The VC10 served the Royal Air Force for 47 years, carrying passengers, freight and fuel across the globe.
For tens of thousands of people, either serving in or connected to the British military, it more often than not provided them with their first experience of flying - albeit sitting backwards (the safest way for passengers to actually fly in event of a crash).
Originally designed by British manufacturer Vickers-Armstrongs as a commercial jet, it lasted just 15 years flying routes for the likes of BOAC and Ghana Airways.
Somewhat surprising given the fact that the aircraft still holds the record for the fastest subsonic trans-Atlantic crossing, flying from New York's JFK to Glasgow's Prestwick in 5 hours and 1 minute.
A tale recounted by the pilot Gwyn Mullett in his autobiography: "When I checked in with operations at JFK the flight time shown on the plan was about five and a quarter hours which was pretty quick so I asked what the record was for the route and they said that it was held by a 707 at five hours and eight minutes."
"My tail was up and so I put a little bit of extra fuel on the told the people we were out to beat that time.Little did I know that they informed the control tower and so just after take-off we were told to ignore any speed restraints"
"Super VC-10 G-ASGC hurtled across the North Atlantic at a speed that was just below the maximum the aircraft allowed. The Flight Engineer was in his element and spent the night fine-tuning the engines."
"The Chief Steward came onto the flight deck and announced that the dinner service was complete and that the passengers were now all bedded down for the night. "I am sorry to spoil your rest break but we will be landing in just over two hours" I said.
"What are we flying? A bloody Concorde or something! I will have to wake them up for a full English breakfast in one hour," he replied."Scrub the breakfast and give them champagne for landing" was my reply."
For the RAF however it proved an incredible workhorse, initially flying regular long-haul routes between the likes of the UK and the Far East. At their peak in the early 1970s the aircraft were transporting 10,000 serving personnel, their families and VIPs, including The Queen, every month.
By the late 1970s however experiments had begun in converting the increasing numbers of redundant commercial passenger VC10s into air-to-air refuelling tankers.
Proving a huge success it was a role that lasted until September 2013 and saw the plane operate in a number of conflicts, including the Falklands War and the First and Second Gulf Wars, servicing a plethora of RAF and NATO aircraft types.
The VC10's safety record did not remain unblemished, however for all the hours flown just two crashes claimed lives. The RAF's only loss of a VC10 occurred at Brize Norton in 1997, when during defuelling a stationary aircraft tipped up on its tail leaving the airframe damaged beyond repair.

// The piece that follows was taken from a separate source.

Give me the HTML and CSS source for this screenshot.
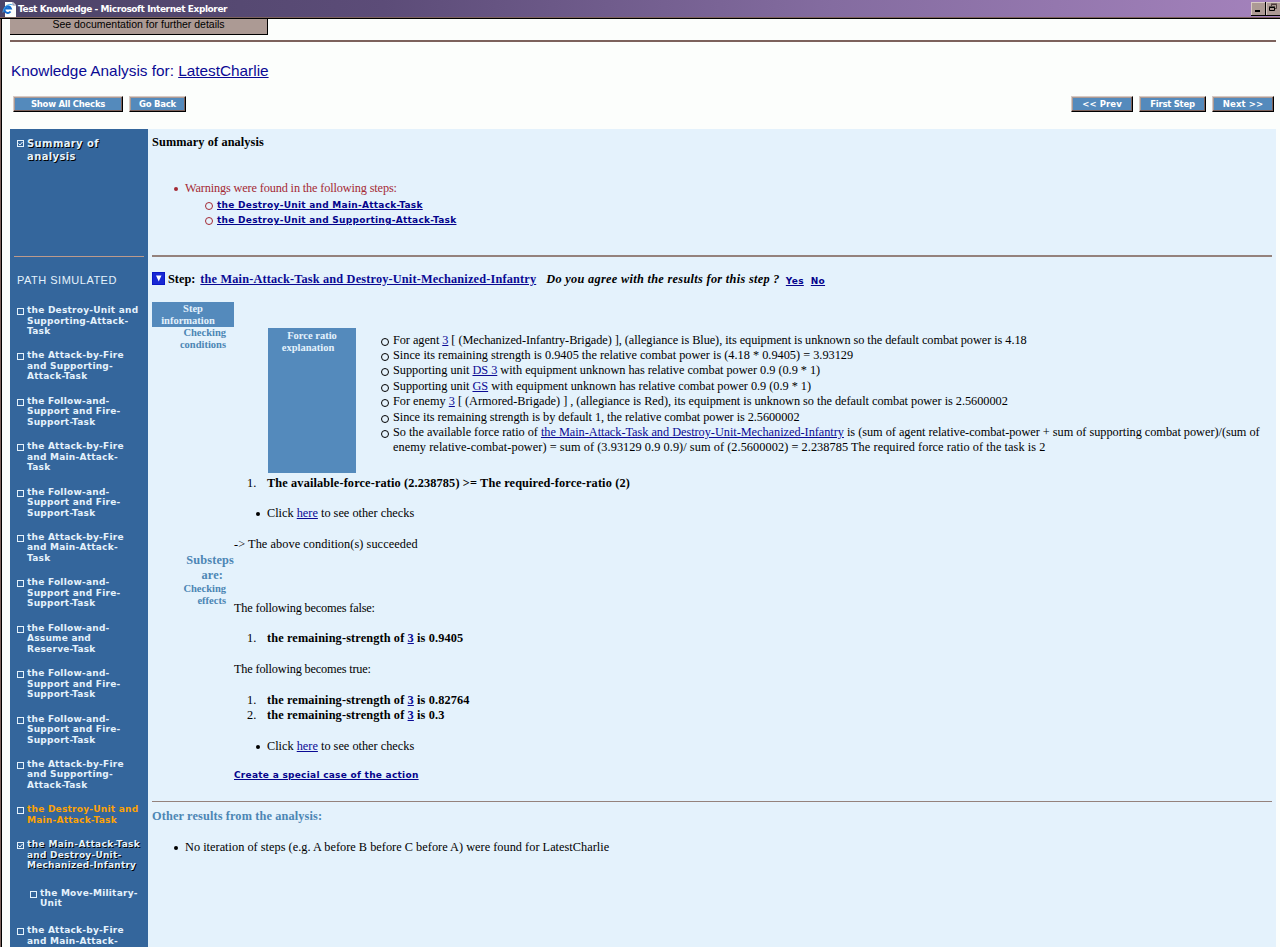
FILE: index.html
```html
<!DOCTYPE html>
<html lang="en">
<head>
<meta charset="utf-8">
<title>Test Knowledge</title>
<link rel="stylesheet" href="styles.css">
</head>
<body>
<header class="titlebar">
  <svg class="ie" width="16" height="17" viewBox="0 0 16 17"><path d="M3 1h8l3 3v12H3z" fill="#fcfefc"/><path d="M11 1v3h3" fill="none" stroke="#8a82a0"/><path d="M8.500 10.500a3.300 3.300 0 1 1 .4-3H3.500" fill="none" stroke="#146bd0" stroke-width="2"/><path d="M.8 11.500C2 5 7 2 10.500 4" fill="none" stroke="#45a5e6"/></svg>
  <span class="caption">Test Knowledge - Microsoft Internet Explorer</span>
  <div class="winbtns">
    <svg width="15" height="14" viewBox="0 0 15 14"><path d="M0 0h15v14H0z" fill="#000"/><path d="M0 0h14v13H0z" fill="#d8cac4"/><path d="M1 1h13v12H1z" fill="#ac9a94"/><path d="M4 8h5v2H4z" fill="#000"/></svg>
    <svg width="14" height="14" viewBox="0 0 14 14"><path d="M0 0h14v14H0z" fill="#000"/><path d="M0 0h14v13H0z" fill="#d8cac4"/><path d="M1 1h13v12H1z" fill="#ac9a94"/><path d="M5.500 4V2.500h5v4H9M5 2h6" fill="none" stroke="#4c3c3c"/><path d="M3.500 5.500h5v3h-5zM3 5h6" fill="none" stroke="#000"/></svg>
  </div>
</header>
<main class="page">
  <div class="doc">See documentation for further details</div>
  <div class="rule"></div>
  <h1 class="heading">Knowledge Analysis for: <a>LatestCharlie</a></h1>
  <nav class="toolbar">
    <span class="btn b1">Show All Checks</span><span class="btn b2">Go Back</span><span class="grow"></span>
    <span class="btn b3">&lt;&lt; Prev</span><span class="btn b4">First Step</span><span class="btn b5">Next &gt;&gt;</span>
  </nav>
  <div class="panel">
    <aside class="side">
      <div class="item summary on"><i class="box"><svg class="tick" viewBox="0 0 5 5"><path d="M.5 2.500 2 4 4.500 1"/></svg></i><span>Summary of<br>analysis</span></div>
      <div class="siderule"></div>
      <div class="path">PATH SIMULATED</div>
      <div class="item"><i class="box"></i><span>the Destroy-Unit and<br>Supporting-Attack-<br>Task</span></div>
      <div class="item"><i class="box"></i><span>the Attack-by-Fire<br>and Supporting-<br>Attack-Task</span></div>
      <div class="item"><i class="box"></i><span>the Follow-and-<br>Support and Fire-<br>Support-Task</span></div>
      <div class="item"><i class="box"></i><span>the Attack-by-Fire<br>and Main-Attack-<br>Task</span></div>
      <div class="item"><i class="box"></i><span>the Follow-and-<br>Support and Fire-<br>Support-Task</span></div>
      <div class="item"><i class="box"></i><span>the Attack-by-Fire<br>and Main-Attack-<br>Task</span></div>
      <div class="item"><i class="box"></i><span>the Follow-and-<br>Support and Fire-<br>Support-Task</span></div>
      <div class="item"><i class="box"></i><span>the Follow-and-<br>Assume and<br>Reserve-Task</span></div>
      <div class="item"><i class="box"></i><span>the Follow-and-<br>Support and Fire-<br>Support-Task</span></div>
      <div class="item"><i class="box"></i><span>the Follow-and-<br>Support and Fire-<br>Support-Task</span></div>
      <div class="item"><i class="box"></i><span>the Attack-by-Fire<br>and Supporting-<br>Attack-Task</span></div>
      <div class="item warn"><i class="box"></i><span>the Destroy-Unit and<br>Main-Attack-Task</span></div>
      <div class="item on"><i class="box"><svg class="tick" viewBox="0 0 5 5"><path d="M.5 2.500 2 4 4.500 1"/></svg></i><span><span class="first">the Main-Attack-Task</span><br>and Destroy-Unit-<br>Mechanized-Infantry</span></div>
      <div class="item sub"><i class="box"></i><span>the Move-Military-<br>Unit</span></div>
      <div class="item"><i class="box"></i><span>the Attack-by-Fire<br>and Main-Attack-</span></div>
    </aside>
    <section class="main">
      <h2 class="sum">Summary of analysis</h2>
      <div class="warnings">
        <div class="li disc warnhead">Warnings were found in the following steps:</div>
        <div class="li circ in"><a class="vl">the Destroy-Unit and Main-Attack-Task</a></div>
        <div class="li circ in"><a class="vl">the Destroy-Unit and Supporting-Attack-Task</a></div>
      </div>
      <div class="hr dark"></div>
      <div class="step"><svg width="13" height="13" viewBox="0 0 13 13"><path d="M0 0h13v13H0z" fill="#0a18c8"/><path d="M1 1h11v11H1z" fill="#1828d4"/><path d="M4 3.500h5.500L6.750 9.500z" fill="#fff"/></svg><b class="st">Step:</b><a class="sl">the Main-Attack-Task and Destroy-Unit-Mechanized-Infantry</a><em class="q">Do you agree with the results for this step ?</em><a class="vl yes">Yes</a><a class="vl no">No</a></div>
      <div class="body">
        <div class="labels">
          <div class="info">Step<br><span class="infol">information</span></div>
          <div class="lab">Checking<br>conditions</div>
          <div class="subs">Substeps<br><span class="are">are:</span></div>
          <div class="lab">Checking<br>effects</div>
        </div>
        <div class="content">
          <div class="force">
            <div class="fr">Force ratio<br><span class="ex">explanation</span></div>
            <div class="facts">
              <div class="li circ tight">For agent <a>3</a> [ (Mechanized-Infantry-Brigade) ], (allegiance is Blue), its equipment is unknown so the default combat power is 4.18</div>
              <div class="li circ">Since its remaining strength is 0.9405 the relative combat power is (4.18 * 0.9405) = 3.93129</div>
              <div class="li circ snug">Supporting unit <a>DS 3</a> with equipment unknown has relative combat power 0.9 (0.9 * 1)</div>
              <div class="li circ snug">Supporting unit <a>GS</a> with equipment unknown has relative combat power 0.9 (0.9 * 1)</div>
              <div class="li circ snug">For enemy <a>3</a> [ (Armored-Brigade) ] , (allegiance is Red), its equipment is unknown so the default combat power is 2.5600002</div>
              <div class="li circ tight">Since its remaining strength is by default 1, the relative combat power is 2.5600002</div>
              <div class="li circ snug">So the available force ratio of <a>the Main-Attack-Task and Destroy-Unit-Mechanized-Infantry</a> is (sum of agent relative-combat-power + sum of supporting combat power)/(sum of<br><span class="wide">enemy relative-combat-power) = sum of (3.93129 0.9 0.9)/ sum of (2.5600002) = 2.238785 The required force ratio of the task is 2</span></div>
            </div>
          </div>
          <div class="num"><span>1.</span><b>The available-force-ratio (2.238785) &gt;= The required-force-ratio (2)</b></div>
          <div class="li disc click">Click <a>here</a> to see other checks</div>
          <div class="above">-&gt; The above condition(s) succeeded</div>
          <div class="false">The following becomes false:</div>
          <div class="num gap"><span>1.</span><b>the remaining-strength of <a>3</a> is 0.9405</b></div>
          <div class="gap true">The following becomes true:</div>
          <div class="num gap"><span>1.</span><b>the remaining-strength of <a>3</a> is 0.82764</b></div>
          <div class="num"><span>2.</span><b>the remaining-strength of <a>3</a> is 0.3</b></div>
          <div class="li disc click">Click <a>here</a> to see other checks</div>
          <div class="create"><a class="vl">Create a special case of the action</a></div>
        </div>
      </div>
      <div class="hr"></div>
      <h3 class="other">Other results from the analysis:</h3>
      <div class="li disc last">No iteration of steps (e.g. A before B before C before A) were found for LatestCharlie</div>
    </section>
  </div>
</main>
</body>
</html>
```

FILE: styles.css
```css
*{box-sizing:border-box}
body{margin:0;height:947px;overflow:hidden;background:#fcfefc;font:12.3px/15.4px "Liberation Serif",serif;color:#000}
a{color:#0a0a94;text-decoration:underline}
.titlebar{height:19px;display:flex;align-items:center;padding:0 0 0 2px;background:linear-gradient(90deg,#4c4468,#5c4c78 30%,#846ca0 65%,#a482bc);border-bottom:1px solid #000;box-shadow:inset 0 -1px #7c625c}
.caption{font:bold 9px/16px "DejaVu Sans",sans-serif;letter-spacing:-.43px;color:#fff;flex:1}
.winbtns{display:flex;gap:0;margin-top:-1px}
.page{height:928px;border-left:1px solid #000;box-shadow:-1px 0 #7c625c;margin-left:1px;padding:0 4px 0 8px;overflow:hidden}
.doc{width:258px;height:16px;background:#ac9a94;border:solid #000;border-width:0 1px 1px 0;font:10.5px/11px "Liberation Sans",sans-serif;text-align:center}
.rule{height:2px;background:#7c625c;margin-top:5px}
.heading{font:15.35px/20px "Liberation Sans",sans-serif;color:#0a0a94;margin:19px 0 0 1px}
.toolbar{display:flex;margin-top:15px;padding:0 2px 0 3px;height:17px}
.grow{flex:1}
.btn{height:16px;border:1px solid;border-color:#d8cac4 #000 #000 #d8cac4;background:#548abc;box-shadow:inset -1px -1px #7c625c,inset 1px 1px #ac9a94;color:#fff;font:bold 8.5px/14px "DejaVu Sans",sans-serif;letter-spacing:-.25px;text-align:center}
.b1{width:110px;margin-right:6px}.b2{width:57px}.b3{width:62px}.b4{width:67px;margin:0 6px}.b5{width:62px}
.b3,.b5{letter-spacing:.1px}
.panel{display:flex;margin-top:16px;height:818px;background:#e4f2fc}
.side{width:138px;background:#34669c;padding:8px 4px 0 4px;color:#e4f2fc;flex:none;font:bold 9px/10.5px "DejaVu Sans",sans-serif;letter-spacing:.24px}
.item{display:flex;gap:3px;margin:0 0 13.9px 3px;white-space:nowrap}
.box{display:block;width:7px;height:7px;border:1px solid #e4f2fc;margin-top:3px;flex:none}
.tick{display:block;width:5px;height:5px;fill:none;stroke:#e4f2fc}
.on{text-shadow:1px 1px #000}
.first{letter-spacing:.36px}
.warn{color:#fca204}
.warn .box{border-color:#e4f2fc}
.summary{font-size:10px;line-height:13px;height:119px;margin-bottom:0;letter-spacing:.38px}
.siderule{height:1px;background:#bc9a8c}
.path{font:11px/14px "Liberation Sans",sans-serif;letter-spacing:.5px;margin:16px 0 18px 3px}
.sub{margin:17px 0 16.5px 16px}
.main{flex:1;padding:6px 4px 0 4px;white-space:nowrap}
.sum{font-size:12.3px;margin:0;letter-spacing:.1px}
.li{position:relative}
.disc::before,.circ::before{content:"";position:absolute;left:-12px;top:5px;width:6px;height:6px;border-radius:50%;border:1px solid}
.disc::before{background:currentColor;width:4px;height:4px;border:0;top:6px;left:-11px}
.circ::before{width:6px;height:6px}
.tight{letter-spacing:-.06px}.snug{letter-spacing:-.03px}.wide{letter-spacing:.06px}
.warnings{color:#a42a34;margin:31px 0 0 33px}
.warnhead{letter-spacing:-.15px}
.in{margin-left:32px;height:15.4px}
.vl{font:bold 9px/14px "DejaVu Sans",sans-serif;letter-spacing:.27px;color:#04048c}
.hr{height:1px;background:#94827c}
.dark{height:2px;margin-top:27px}
.step{display:flex;margin-top:15px;height:30px}
.st{margin:0 5px 0 3px}.sl,.q{font-weight:bold}.sl{letter-spacing:.17px}
.q{margin:0 6px 0 10px;letter-spacing:.31px}.yes{margin-right:7px}
.yes,.no{padding-top:2px}
.body{display:flex;height:499px}
.labels{width:82px;color:#4c86b4;font:bold 10.5px/12px "Liberation Serif",serif}
.info{background:#548abc;color:#e4f2fc;height:25px;text-align:center;padding-top:1px}
.infol{margin-right:10px}
.lab{text-align:right;padding-right:8px}
.subs{font-size:12.3px;line-height:15.4px;letter-spacing:.15px;text-align:right;margin-top:202px}
.are{margin-right:11px}
.force{display:flex;margin:26px 0 3px 34px}
.fr{width:88px;height:145px;background:#548abc;color:#e4f2fc;text-align:center;font:bold 10.5px/12px "Liberation Serif",serif;padding-top:2px}
.ex{margin-right:8px}
.facts{margin:5px 0 0 37px}
.num{display:flex}
.num span{width:33px;padding-left:13px}
.num b{letter-spacing:.13px}
.click{margin:15.4px 0 15.4px 33px}
.above{letter-spacing:.06px}
.false,.true{letter-spacing:-.18px}
.false{margin-top:48px}.gap{margin-top:15.4px}
.create{margin-top:-3px}
.other{font-size:12.3px;margin:7px 0 16px;color:#4c86b4;letter-spacing:.13px}
.last{margin-left:33px;letter-spacing:.02px}
```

In the same year the MoD began looking for a replacement multi-role tanker transport aircraft, although it wasn't until 16 years later that the first RAF Voyager entered operational service.
In 2013 the skies above RAF Brize Norton, the VC10's home for 47 years, roared for the last time with the distinctive sound of four Rolls-Royce Conway engines. The last aircraft taxi-ing to a final standstill at Bruntingthorpe, a former RAF airbase turned private aerodrome and aviation museum.
Perhaps the final word on the VC10's incredible service history should go to the Captain of that final flight, Flight Lieutenant Paul Smith who said: "I was 24 years old as a fresh faced Flying Officer when I first walked up the steps of a VC10 and I'll be 52 in February so you can guess what it means to me, a bit of a bereavement."
"But she deserves a rest, she's served us very well.”